There are a number of styles of cuíca found around the globe. Its origins are disputed. Different sources trace it to Bantu slaves, to Spain, and to Muslim traders. It is also believed that the cuica was used in Africa as a call for the male lion since the sound mimics the roar of the female lioness. The instrument was introduced to Brazil by African slaves, where it found its place in samba music.
The cuíca has a wooden stick fastened at one end inside the drum in the center of the drumhead. This stick is rosined and rubbed with a cloth. Changing the pressure on this stick produces the different pitches and timbres. The body of the cuíca is normally made of metal, gourd or synthetic material. It has a single head, normally 6 to 10 inches (15 to 25 centimetres) in diameter, made of animal skin. A thin bamboo stick is attached to the center of, and perpendicular to, the drum head, extending into the drum's interior. The instrument is held under one arm at chest height with the help of a shoulder strap. To play the cuíca, the musician rubs the stick up and down with a wet cloth held in one hand, using the fingers of the other hand to press down on the skin of the drum near the place where the stick is attached. The rubbing motion produces the sound and the pitch is increased or decreased by changing the pressure on the head.
The cuíca is used to accompany a variety of different folk and urban popular dances. For example, it may be part of the instrumental ensemble for the May dança de Santa Cruz or for the moçambique dramatic dance (bailado) in Minas Gerais. It also is used in Holy Cross dances and processions and in performances of São Paulo rural sambas.

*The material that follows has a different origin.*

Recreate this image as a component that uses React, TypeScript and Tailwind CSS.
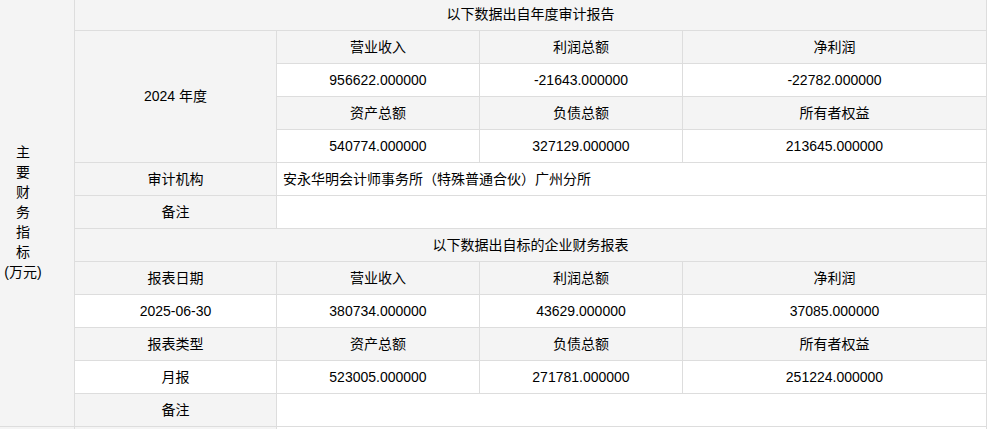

The cuíca plays an important rhythmic role in samba music of all kinds. It is particularly notable as a fixture of Rio de Janeiro's Carnival groups, which feature entire sections of cuíca players. It is so commonly used in radio-oriented samba music that in the absence of a cuíca player, Brazilian singers or other musicians imitate the sound of the cuíca with their voices. An example of this imitation can be heard on the intro part of Dizzy Gillespie's version of Chega de Saudade (from the "Dizzy on the French Riviera" album, 1965) composed by Antonio Carlos Jobim. Along with samba, the cuíca is one of the mainly used Brazilian instruments in jazz-rock, free jazz, and Latin jazz.